§ **What to produce**: Skip the pictures and extract all of the lines exactly as written.

§ **Supplied information**:
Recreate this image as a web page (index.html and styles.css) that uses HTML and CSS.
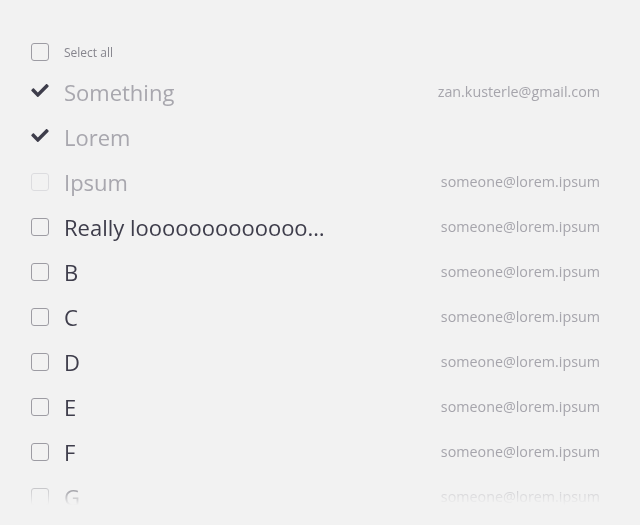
FILE: index.html
```html
<!DOCTYPE html>
<html>
<head>
<meta charset="utf-8">
<link rel="stylesheet" href="styles.css">
</head>
<body>
<div class="list">
  <div class="head">
    <span class="box"></span>
    <span class="select-all">Select all</span>
  </div>
  <div class="row checked">
    <span class="check"><svg viewBox="0 65 512 382" width="18" height="13"><path d="M173.9 439.4l-166.4-166.4c-10-10-10-26.2 0-36.2l36.2-36.2c10-10 26.2-10 36.2 0L192 312.7 432.1 72.6c10-10 26.2-10 36.2 0l36.2 36.2c10 10 10 26.2 0 36.2l-294.4 294.4c-10 10-26.2 10-36.2 0z"/></svg></span>
    <span class="name">Something</span>
    <span class="email">zan.kusterle@gmail.com</span>
  </div>
  <div class="row checked">
    <span class="check"><svg viewBox="0 65 512 382" width="18" height="13"><path d="M173.9 439.4l-166.4-166.4c-10-10-10-26.2 0-36.2l36.2-36.2c10-10 26.2-10 36.2 0L192 312.7 432.1 72.6c10-10 26.2-10 36.2 0l36.2 36.2c10 10 10 26.2 0 36.2l-294.4 294.4c-10 10-26.2 10-36.2 0z"/></svg></span>
    <span class="name">Lorem</span>
    <span class="email"></span>
  </div>
  <div class="row disabled">
    <span class="box"></span>
    <span class="name">Ipsum</span>
    <span class="email">someone@lorem.ipsum</span>
  </div>
  <div class="row">
    <span class="box"></span>
    <span class="name">Really looooooooooooo…</span>
    <span class="email">someone@lorem.ipsum</span>
  </div>
  <div class="row">
    <span class="box"></span>
    <span class="name">B</span>
    <span class="email">someone@lorem.ipsum</span>
  </div>
  <div class="row">
    <span class="box"></span>
    <span class="name">C</span>
    <span class="email">someone@lorem.ipsum</span>
  </div>
  <div class="row">
    <span class="box"></span>
    <span class="name">D</span>
    <span class="email">someone@lorem.ipsum</span>
  </div>
  <div class="row">
    <span class="box"></span>
    <span class="name">E</span>
    <span class="email">someone@lorem.ipsum</span>
  </div>
  <div class="row">
    <span class="box"></span>
    <span class="name">F</span>
    <span class="email">someone@lorem.ipsum</span>
  </div>
  <div class="row">
    <span class="box"></span>
    <span class="name">G</span>
    <span class="email">someone@lorem.ipsum</span>
  </div>
</div>
</body>
</html>
```

FILE: styles.css
```css
html, body {
  margin: 0;
  padding: 0;
  background: #f2f2f2;
  font-family: "Open Sans", "DejaVu Sans", sans-serif;
}

body {
  padding-top: 35px;
}

.list {
  height: 470px;
  overflow: hidden;
  padding: 0 40px 0 31px;
  -webkit-mask-image: linear-gradient(to bottom, #000 calc(100% - 34px), transparent 100%);
  mask-image: linear-gradient(to bottom, #000 calc(100% - 34px), transparent 100%);
}

.head,
.row {
  display: flex;
  align-items: center;
}

.head {
  height: 34px;
}

.row {
  height: 45px;
}

.box {
  box-sizing: border-box;
  width: 18px;
  height: 18px;
  border: 1px solid #9d9ca3;
  border-radius: 3px;
  flex: none;
}

.check {
  width: 18px;
  height: 18px;
  flex: none;
  display: flex;
  align-items: center;
  justify-content: center;
  margin-top: -3px;
}

.check svg {
  fill: #3e3d4b;
  display: block;
}

.select-all {
  margin-left: 15px;
  font-size: 12px;
  color: #86858d;
}

.name {
  margin-left: 15px;
  font-size: 22px;
  color: #3e3d4b;
  white-space: nowrap;
}

.email {
  margin-left: auto;
  font-size: 14.3px;
  color: #a6a5ac;
}

.checked .name {
  color: #a8a7ae;
}

.disabled .box {
  border-color: #dcdcdf;
}

.disabled .name {
  color: #a8a7ae;
}
```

§ **The result**:
Recreate this image as a web page (index.html and styles.css) that uses HTML and CSS.
FILE: index.html
```html
<!DOCTYPE html>
<html>
<head>
<meta charset="utf-8">
<link rel="stylesheet" href="styles.css">
</head>
<body>
<div class="list">
  <div class="head">
    <span class="box"></span>
    <span class="select-all">Select all</span>
  </div>
  <div class="row checked">
    <span class="check"><svg viewBox="0 65 512 382" width="18" height="13"><path d="M173.9 439.4l-166.4-166.4c-10-10-10-26.2 0-36.2l36.2-36.2c10-10 26.2-10 36.2 0L192 312.7 432.1 72.6c10-10 26.2-10 36.2 0l36.2 36.2c10 10 10 26.2 0 36.2l-294.4 294.4c-10 10-26.2 10-36.2 0z"/></svg></span>
    <span class="name">Something</span>
    <span class="email">zan.kusterle@gmail.com</span>
  </div>
  <div class="row checked">
    <span class="check"><svg viewBox="0 65 512 382" width="18" height="13"><path d="M173.9 439.4l-166.4-166.4c-10-10-10-26.2 0-36.2l36.2-36.2c10-10 26.2-10 36.2 0L192 312.7 432.1 72.6c10-10 26.2-10 36.2 0l36.2 36.2c10 10 10 26.2 0 36.2l-294.4 294.4c-10 10-26.2 10-36.2 0z"/></svg></span>
    <span class="name">Lorem</span>
    <span class="email"></span>
  </div>
  <div class="row disabled">
    <span class="box"></span>
    <span class="name">Ipsum</span>
    <span class="email">someone@lorem.ipsum</span>
  </div>
  <div class="row">
    <span class="box"></span>
    <span class="name">Really looooooooooooo…</span>
    <span class="email">someone@lorem.ipsum</span>
  </div>
  <div class="row">
    <span class="box"></span>
    <span class="name">B</span>
    <span class="email">someone@lorem.ipsum</span>
  </div>
  <div class="row">
    <span class="box"></span>
    <span class="name">C</span>
    <span class="email">someone@lorem.ipsum</span>
  </div>
  <div class="row">
    <span class="box"></span>
    <span class="name">D</span>
    <span class="email">someone@lorem.ipsum</span>
  </div>
  <div class="row">
    <span class="box"></span>
    <span class="name">E</span>
    <span class="email">someone@lorem.ipsum</span>
  </div>
  <div class="row">
    <span class="box"></span>
    <span class="name">F</span>
    <span class="email">someone@lorem.ipsum</span>
  </div>
  <div class="row">
    <span class="box"></span>
    <span class="name">G</span>
    <span class="email">someone@lorem.ipsum</span>
  </div>
</div>
</body>
</html>
```

FILE: styles.css
```css
html, body {
  margin: 0;
  padding: 0;
  background: #f2f2f2;
  font-family: "Open Sans", "DejaVu Sans", sans-serif;
}

body {
  padding-top: 35px;
}

.list {
  height: 470px;
  overflow: hidden;
  padding: 0 40px 0 31px;
  -webkit-mask-image: linear-gradient(to bottom, #000 calc(100% - 34px), transparent 100%);
  mask-image: linear-gradient(to bottom, #000 calc(100% - 34px), transparent 100%);
}

.head,
.row {
  display: flex;
  align-items: center;
}

.head {
  height: 34px;
}

.row {
  height: 45px;
}

.box {
  box-sizing: border-box;
  width: 18px;
  height: 18px;
  border: 1px solid #9d9ca3;
  border-radius: 3px;
  flex: none;
}

.check {
  width: 18px;
  height: 18px;
  flex: none;
  display: flex;
  align-items: center;
  justify-content: center;
  margin-top: -3px;
}

.check svg {
  fill: #3e3d4b;
  display: block;
}

.select-all {
  margin-left: 15px;
  font-size: 12px;
  color: #86858d;
}

.name {
  margin-left: 15px;
  font-size: 22px;
  color: #3e3d4b;
  white-space: nowrap;
}

.email {
  margin-left: auto;
  font-size: 14.3px;
  color: #a6a5ac;
}

.checked .name {
  color: #a8a7ae;
}

.disabled .box {
  border-color: #dcdcdf;
}

.disabled .name {
  color: #a8a7ae;
}
```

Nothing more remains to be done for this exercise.